The OBR is at pains to point out that this is a scenario not a forecast. Put another way, the OBR is saying a downturn of this scale and pace is plausible not that it is probable - far too much is still as yet unknown to be confident of what happens next.
ITV News Political Editor Robert Peston analyses the economic situation
The headline figures are grim but at the heart of the OBR’s analysis are two reasons to be hopeful.
Firstly, the OBR assumes that the economy will emerge from this deep freeze largely unscathed and will bounce back strongly and quickly.
Secondly, that it will do so because the OBR also assumes that the financial support the government and the Bank of England is offering businesses and households will prove effective.
The problem with both of these assumptions is that the evidence rather suggests they are being optimistic.

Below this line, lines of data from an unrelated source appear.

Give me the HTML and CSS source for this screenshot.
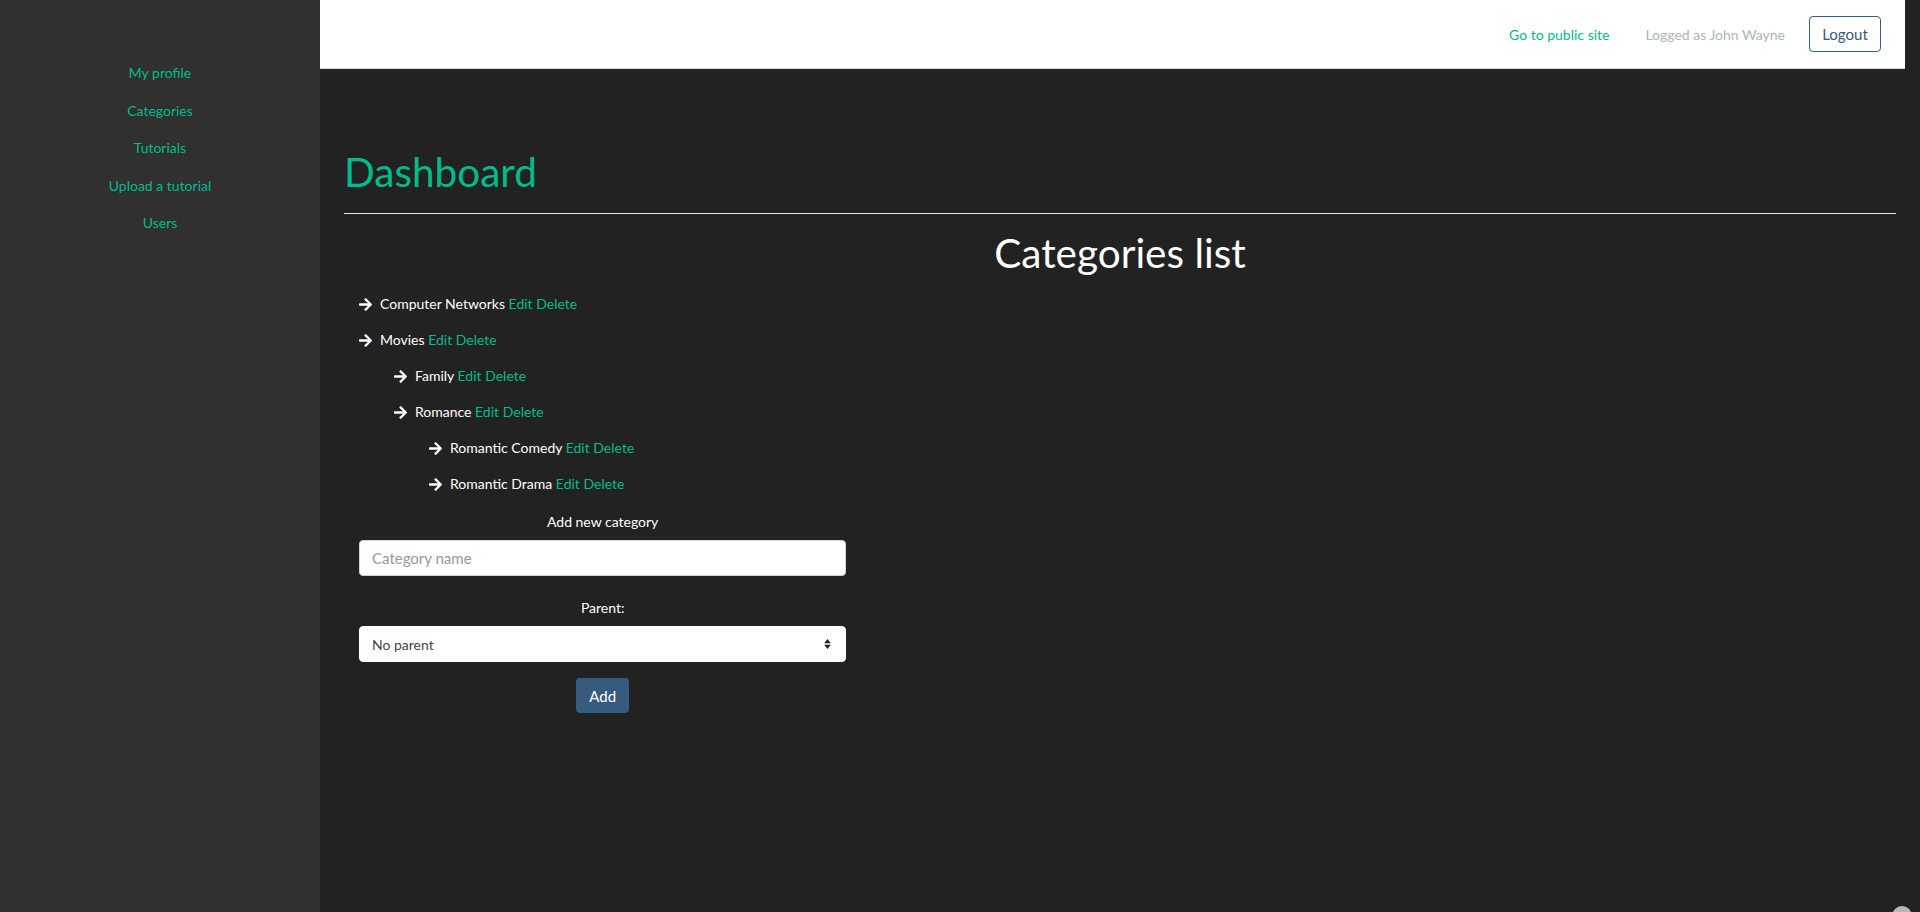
FILE: index.html
```html
<!DOCTYPE html>
<html lang="en">
<head>
<meta charset="utf-8">
<title>Dashboard - Categories</title>
<link rel="stylesheet" href="styles.css">
</head>
<body>
<div class="layout">
  <aside class="sidebar">
    <nav class="side-nav">
      <a href="#">My profile</a>
      <a href="#">Categories</a>
      <a href="#">Tutorials</a>
      <a href="#">Upload a tutorial</a>
      <a href="#">Users</a>
    </nav>
  </aside>
  <div class="main">
    <header class="topbar">
      <a class="public-link" href="#">Go to public site</a>
      <span class="logged">Logged as John Wayne</span>
      <button class="btn-logout">Logout</button>
    </header>
    <section class="content">
      <h1 class="page-title">Dashboard</h1>
      <hr class="divider">
      <h2 class="section-title">Categories list</h2>
      <div class="col">
        <ul class="cat-list">
          <li class="lvl0"><svg class="arrow" viewBox="0 0 448 512"><path d="M190.5 66.9l22.2-22.2c9.4-9.4 24.6-9.4 33.9 0L441 239c9.4 9.4 9.4 24.6 0 33.9L246.6 467.3c-9.4 9.4-24.6 9.4-33.9 0l-22.2-22.2c-9.5-9.5-9.3-25 .4-34.3L311.4 296H24c-13.3 0-24-10.7-24-24v-32c0-13.3 10.7-24 24-24h287.4L190.9 101.2c-9.8-9.3-10-24.8-.4-34.3z"/></svg><span>Computer Networks <a href="#">Edit</a> <a href="#">Delete</a></span></li>
          <li class="lvl0"><svg class="arrow" viewBox="0 0 448 512"><path d="M190.5 66.9l22.2-22.2c9.4-9.4 24.6-9.4 33.9 0L441 239c9.4 9.4 9.4 24.6 0 33.9L246.6 467.3c-9.4 9.4-24.6 9.4-33.9 0l-22.2-22.2c-9.5-9.5-9.3-25 .4-34.3L311.4 296H24c-13.3 0-24-10.7-24-24v-32c0-13.3 10.7-24 24-24h287.4L190.9 101.2c-9.8-9.3-10-24.8-.4-34.3z"/></svg><span>Movies <a href="#">Edit</a> <a href="#">Delete</a></span></li>
          <li class="lvl1"><svg class="arrow" viewBox="0 0 448 512"><path d="M190.5 66.9l22.2-22.2c9.4-9.4 24.6-9.4 33.9 0L441 239c9.4 9.4 9.4 24.6 0 33.9L246.6 467.3c-9.4 9.4-24.6 9.4-33.9 0l-22.2-22.2c-9.5-9.5-9.3-25 .4-34.3L311.4 296H24c-13.3 0-24-10.7-24-24v-32c0-13.3 10.7-24 24-24h287.4L190.9 101.2c-9.8-9.3-10-24.8-.4-34.3z"/></svg><span>Family <a href="#">Edit</a> <a href="#">Delete</a></span></li>
          <li class="lvl1"><svg class="arrow" viewBox="0 0 448 512"><path d="M190.5 66.9l22.2-22.2c9.4-9.4 24.6-9.4 33.9 0L441 239c9.4 9.4 9.4 24.6 0 33.9L246.6 467.3c-9.4 9.4-24.6 9.4-33.9 0l-22.2-22.2c-9.5-9.5-9.3-25 .4-34.3L311.4 296H24c-13.3 0-24-10.7-24-24v-32c0-13.3 10.7-24 24-24h287.4L190.9 101.2c-9.8-9.3-10-24.8-.4-34.3z"/></svg><span>Romance <a href="#">Edit</a> <a href="#">Delete</a></span></li>
          <li class="lvl2"><svg class="arrow" viewBox="0 0 448 512"><path d="M190.5 66.9l22.2-22.2c9.4-9.4 24.6-9.4 33.9 0L441 239c9.4 9.4 9.4 24.6 0 33.9L246.6 467.3c-9.4 9.4-24.6 9.4-33.9 0l-22.2-22.2c-9.5-9.5-9.3-25 .4-34.3L311.4 296H24c-13.3 0-24-10.7-24-24v-32c0-13.3 10.7-24 24-24h287.4L190.9 101.2c-9.8-9.3-10-24.8-.4-34.3z"/></svg><span>Romantic Comedy <a href="#">Edit</a> <a href="#">Delete</a></span></li>
          <li class="lvl2"><svg class="arrow" viewBox="0 0 448 512"><path d="M190.5 66.9l22.2-22.2c9.4-9.4 24.6-9.4 33.9 0L441 239c9.4 9.4 9.4 24.6 0 33.9L246.6 467.3c-9.4 9.4-24.6 9.4-33.9 0l-22.2-22.2c-9.5-9.5-9.3-25 .4-34.3L311.4 296H24c-13.3 0-24-10.7-24-24v-32c0-13.3 10.7-24 24-24h287.4L190.9 101.2c-9.8-9.3-10-24.8-.4-34.3z"/></svg><span>Romantic Drama <a href="#">Edit</a> <a href="#">Delete</a></span></li>
        </ul>
        <form class="add-form">
          <label class="form-label">Add new category</label>
          <input class="form-control" type="text" placeholder="Category name">
          <label class="form-label label-parent">Parent:</label>
          <div class="select-wrap">
            <select class="form-control form-select">
              <option>No parent</option>
            </select>
            <svg class="select-arrows" viewBox="0 0 8 12"><path d="M4 0L8 5H0z M4 12L0 7H8z"/></svg>
          </div>
          <button type="button" class="btn-add">Add</button>
        </form>
      </div>
    </section>
  </div>
</div>
<div class="float-dot"></div>
</body>
</html>
```
FILE: styles.css
```css
html, body {
  margin: 0;
  padding: 0;
  height: 100%;
}
body {
  background: #222222;
  font-family: Lato, "Open Sans", "Liberation Sans", sans-serif;
  font-size: 14px;
  line-height: 1.5;
  color: #ffffff;
  overflow: hidden;
}
a {
  color: #00bc8c;
  text-decoration: none;
}
.layout {
  display: flex;
  height: 912px;
}
.sidebar {
  width: 320px;
  flex: none;
  background: #303030;
}
.side-nav {
  display: flex;
  flex-direction: column;
  align-items: center;
  padding-top: 54px;
}
.side-nav a {
  line-height: 21px;
  padding: 8.25px 0;
}
.main {
  flex: 1;
  display: flex;
  flex-direction: column;
  min-width: 0;
}
.topbar {
  height: 68px;
  background: #ffffff;
  border-bottom: 1px solid #dcdce6;
  margin-right: 15px;
  display: flex;
  align-items: center;
  justify-content: flex-end;
  padding-right: 24px;
  box-sizing: content-box;
}
.logged {
  color: #adb5bd;
  margin-left: 36px;
}
.btn-logout {
  margin-left: 24px;
  height: 36px;
  width: 72px;
  background: #ffffff;
  border: 1px solid #375a7f;
  border-radius: 4px;
  color: #375a7f;
  font-family: inherit;
  font-size: 15px;
  padding: 0;
}
.content {
  padding: 0 24px;
}
.page-title {
  margin: 79px 0 0;
  font-size: 40.5px;
  font-weight: 400;
  line-height: 1.2;
  color: #00bc8c;
}
.divider {
  margin: 16px 0 0;
  border: 0;
  border-top: 1px solid #e8e8e8;
}
.section-title {
  margin: 15px 0 0;
  font-size: 40.5px;
  font-weight: 400;
  line-height: 1.2;
  text-align: center;
  color: #ffffff;
}
.col {
  width: 33.3333%;
  box-sizing: border-box;
  padding: 0 15px;
}
.cat-list {
  list-style: none;
  margin: 9px 0 0;
  padding: 0;
}
.cat-list li {
  line-height: 22px;
  padding: 7px 0;
  display: flex;
  align-items: center;
}
.cat-list li.lvl1 { padding-left: 35px; }
.cat-list li.lvl2 { padding-left: 70px; }
.arrow {
  width: 13px;
  height: 15px;
  fill: #ffffff;
  margin-right: 8px;
  flex: none;
}
.add-form {
  display: flex;
  flex-direction: column;
  align-items: center;
}
.form-label {
  display: block;
  line-height: 22px;
  margin-top: 9px;
  margin-bottom: 7px;
}
.label-parent {
  margin-top: 21px;
  margin-bottom: 7px;
}
.form-control {
  width: 100%;
  box-sizing: border-box;
  height: 36px;
  border: 1px solid #ced4da;
  border-radius: 4px;
  background: #ffffff;
  padding: 6px 12px;
  font-family: inherit;
  font-size: 15px;
  color: #444444;
  outline: none;
}
.form-control::placeholder {
  color: #999999;
}
.select-wrap {
  position: relative;
  width: 100%;
}
.form-select {
  appearance: none;
  -webkit-appearance: none;
  font-size: 14px;
  border-color: #ffffff;
}
.select-arrows {
  position: absolute;
  right: 15px;
  top: 13px;
  width: 7px;
  height: 10px;
  fill: #222222;
}
.btn-add {
  margin-top: 16px;
  height: 35px;
  width: 53px;
  background: #375a7f;
  border: 0;
  border-radius: 4px;
  color: #ffffff;
  font-family: inherit;
  font-size: 15px;
  padding: 0;
}
.float-dot {
  position: fixed;
  right: 8px;
  bottom: -14px;
  width: 20px;
  height: 20px;
  border-radius: 50%;
  background: #b8b8b8;
}
```
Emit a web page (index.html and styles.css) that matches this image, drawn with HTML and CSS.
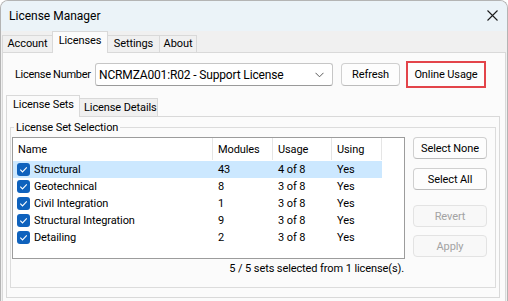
FILE: index.html
```html
<!DOCTYPE html>
<html>
<head>
<meta charset="utf-8">
<link rel="stylesheet" href="styles.css">
</head>
<body>
<div class="window">
  <div class="titlebar">
    <span class="title">License Manager</span>
    <svg class="close" width="11" height="11" viewBox="0 0 11 11"><path d="M0.5 0.5L10.5 10.5M10.5 0.5L0.5 10.5" stroke="#1c1c1c" stroke-width="1.1" fill="none"/></svg>
  </div>
  <div class="tabstrip">
    <div class="tab w-account">Account</div>
    <div class="tab active w-licenses">Licenses</div>
    <div class="tab w-settings">Settings</div>
    <div class="tab w-about">About</div>
  </div>
  <div class="panel">
    <div class="license-row">
      <span class="label">License Number</span>
      <div class="combo">
        <span class="combo-text">NCRMZA001:R02 - Support License</span>
        <svg class="chevron" width="9" height="6" viewBox="0 0 9 6"><path d="M0.5 0.8L4.5 4.8L8.5 0.8" stroke="#5a5a5a" stroke-width="1" fill="none"/></svg>
      </div>
      <div class="btn btn-refresh">Refresh</div>
      <div class="btn btn-online">Online Usage</div>
    </div>
    <div class="subtabstrip">
      <div class="subtab active w-sets">License Sets</div>
      <div class="subtab w-details">License Details</div>
    </div>
    <div class="subpanel">
      <fieldset class="group">
        <legend>License Set Selection</legend>
        <div class="group-body">
          <div class="left-col">
            <div class="list">
              <div class="list-head">
                <div class="col c-name">Name</div>
                <div class="col c-mod">Modules</div>
                <div class="col c-use">Usage</div>
                <div class="col c-using">Using</div>
              </div>
              <div class="row selected">
                <div class="col c-name"><span class="check"><svg width="13" height="13" viewBox="0 0 13 13"><path d="M3.3 6.7L5.5 8.9L9.8 4.4" stroke="#fff" stroke-width="1.1" fill="none"/></svg></span>Structural</div>
                <div class="col c-mod">43</div>
                <div class="col c-use">4 of 8</div>
                <div class="col c-using">Yes</div>
              </div>
              <div class="row">
                <div class="col c-name"><span class="check"><svg width="13" height="13" viewBox="0 0 13 13"><path d="M3.3 6.7L5.5 8.9L9.8 4.4" stroke="#fff" stroke-width="1.1" fill="none"/></svg></span>Geotechnical</div>
                <div class="col c-mod">8</div>
                <div class="col c-use">3 of 8</div>
                <div class="col c-using">Yes</div>
              </div>
              <div class="row">
                <div class="col c-name"><span class="check"><svg width="13" height="13" viewBox="0 0 13 13"><path d="M3.3 6.7L5.5 8.9L9.8 4.4" stroke="#fff" stroke-width="1.1" fill="none"/></svg></span>Civil Integration</div>
                <div class="col c-mod">1</div>
                <div class="col c-use">3 of 8</div>
                <div class="col c-using">Yes</div>
              </div>
              <div class="row">
                <div class="col c-name"><span class="check"><svg width="13" height="13" viewBox="0 0 13 13"><path d="M3.3 6.7L5.5 8.9L9.8 4.4" stroke="#fff" stroke-width="1.1" fill="none"/></svg></span>Structural Integration</div>
                <div class="col c-mod">9</div>
                <div class="col c-use">3 of 8</div>
                <div class="col c-using">Yes</div>
              </div>
              <div class="row">
                <div class="col c-name"><span class="check"><svg width="13" height="13" viewBox="0 0 13 13"><path d="M3.3 6.7L5.5 8.9L9.8 4.4" stroke="#fff" stroke-width="1.1" fill="none"/></svg></span>Detailing</div>
                <div class="col c-mod">2</div>
                <div class="col c-use">3 of 8</div>
                <div class="col c-using">Yes</div>
              </div>
            </div>
            <div class="status">5 / 5 sets selected from 1 license(s).</div>
          </div>
          <div class="btn-col">
            <div class="btn side">Select None</div>
            <div class="btn side gap-a">Select All</div>
            <div class="btn side disabled gap-b">Revert</div>
            <div class="btn side disabled gap-c">Apply</div>
          </div>
        </div>
      </fieldset>
    </div>
  </div>
</div>
</body>
</html>
```
FILE: styles.css
```css
* { box-sizing: border-box; }
html, body { margin: 0; padding: 0; }
body {
  width: 508px;
  height: 301px;
  overflow: hidden;
  background: #ffffff;
  font-family: Roboto, "Segoe UI", "Noto Sans", sans-serif;
  font-size: 11px;
  letter-spacing: -0.1px;
  color: #000;
  white-space: nowrap;
}
.window {
  width: 508px;
  height: 301px;
  border: 1px solid #b4b4b4;
  border-bottom: none;
  border-radius: 8px 8px 0 0;
  background: #f0f0f0;
  overflow: hidden;
  display: flex;
  flex-direction: column;
}
.titlebar {
  height: 30px;
  flex: none;
  display: flex;
  align-items: center;
  justify-content: space-between;
  padding: 0 9px 0 8px;
  background: #ebf3f8;
  font-size: 12px;
  letter-spacing: 0;
}
.close { display: block; margin-top: -1px; }
.tabstrip {
  height: 21px;
  flex: none;
  display: flex;
  align-items: flex-end;
  padding-left: 1px;
}
.tab {
  height: 17px;
  line-height: 16px;
  text-align: center;
  border: 1px solid #d9d9d9;
  border-bottom: none;
  margin-right: -1px;
  background: #f0f0f0;
}
.tab.active {
  height: 22px;
  line-height: 18px;
  margin-bottom: -1px;
  background: #fbfbfb;
  position: relative;
  z-index: 1;
}
.w-account { width: 51px; }
.w-licenses { width: 56px; }
.w-settings { width: 53px; }
.w-about { width: 38px; }
.panel {
  flex: 1;
  min-height: 0;
  margin: 0 1px;
  border: 1px solid #d9d9d9;
  border-bottom: none;
  background: #fbfbfb;
}
.license-row {
  display: flex;
  align-items: center;
  padding: 8px 0 0 12px;
}
.label { width: 80px; letter-spacing: -0.3px; }
.combo {
  width: 238px;
  height: 23px;
  border: 1px solid #c6c6c6;
  border-bottom-color: #9a9a9a;
  border-radius: 3px;
  background: #fff;
  display: flex;
  align-items: center;
  justify-content: space-between;
  padding: 0 8px 0 3px;
  font-size: 12px;
  letter-spacing: -0.15px;
}
.chevron { display: block; }
.btn {
  height: 23px;
  display: flex;
  align-items: center;
  justify-content: center;
  border: 1px solid #d0d0d0;
  border-bottom-color: #bcbcbc;
  border-radius: 4px;
  background: #fdfdfd;
}
.btn-refresh { width: 59px; margin-left: 8px; }
.btn-online {
  width: 80px;
  height: 27px;
  margin-left: 6px;
  border: 2px solid #e3444a;
  border-radius: 0;
  background: #fdfdfd;
}
.subtabstrip {
  height: 21px;
  margin-top: 7px;
  display: flex;
  align-items: flex-end;
  padding-left: 3px;
}
.subtab {
  height: 18px;
  line-height: 17px;
  padding-left: 4px;
  border: 1px solid #d9d9d9;
  border-bottom: none;
  margin-right: -1px;
  background: #f0f0f0;
}
.subtab.active {
  height: 22px;
  line-height: 18px;
  padding-left: 6px;
  margin-bottom: -1px;
  background: #fbfbfb;
  position: relative;
  z-index: 1;
}
.w-sets { width: 74px; }
.w-details { width: 79px; }
.subpanel {
  margin: 0 5px 0 3px;
  border: 1px solid #d9d9d9;
  background: #fbfbfb;
}
.group {
  margin: 4px 3px 9px 3px;
  padding: 3px 0 9px 1px;
  border: 1px solid #dcdcdc;
  min-width: 0;
}
.group legend {
  margin-left: 2px;
  padding: 0 2px;
  line-height: 13px;
}
.group-body {
  display: flex;
  align-items: flex-start;
}
.left-col { width: 393px; }
.list {
  height: 122px;
  border: 1px solid #9c9c9c;
  background: #fff;
}
.list-head {
  display: flex;
  height: 22px;
  align-items: stretch;
  margin-bottom: 1px;
}
.list-head .col {
  display: flex;
  align-items: center;
  border-right: 1px solid #e5e5e5;
}
.row {
  display: flex;
  height: 17px;
  align-items: center;
  width: 369px;
}
.row.selected { background: #cce8ff; }
.col { padding-left: 5px; }
.c-name { width: 200px; }
.c-mod { width: 60px; }
.c-use { width: 59px; }
.c-using { width: 50px; }
.row .c-name { display: flex; align-items: center; padding-left: 4px; }
.check {
  width: 13px;
  height: 13px;
  border-radius: 3px;
  background: #0f62bd;
  margin-right: 4px;
  display: block;
}
.check svg { display: block; }
.status {
  height: 19px;
  line-height: 19px;
  text-align: right;
  padding-right: 1px;
}
.btn-col {
  width: 74px;
  margin-left: 8px;
  display: flex;
  flex-direction: column;
}
.btn.side { height: 22px; }
.gap-a { margin-top: 9px; }
.gap-b { margin-top: 15px; }
.gap-c { margin-top: 8px; }
.btn.disabled {
  color: #a3a3a3;
  border-color: #e3e3e3;
  background: #f8f8f8;
}
```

Businesses are complaining that they are struggling to get their hands on the billions of pounds of loans and grants that the Chancellor says is available.
Meanwhile 1.4 million people have made new benefit claims in the last three weeks.
Companies are failing, people are losing their jobs. The government’s bailout schemes need to start working as they were designed to.
The OBR also points out another uncomfortable truth: “The longer the period of economic disruption the more likely it is that the economy’s future potential output will be scarred.”
The government are having to make extremely difficult decisions. By choosing to lock down the economy to save lives ministers know they are causing financial hardship.
And the longer the lockdown goes on the less likely it is that the economic damage will be temporary.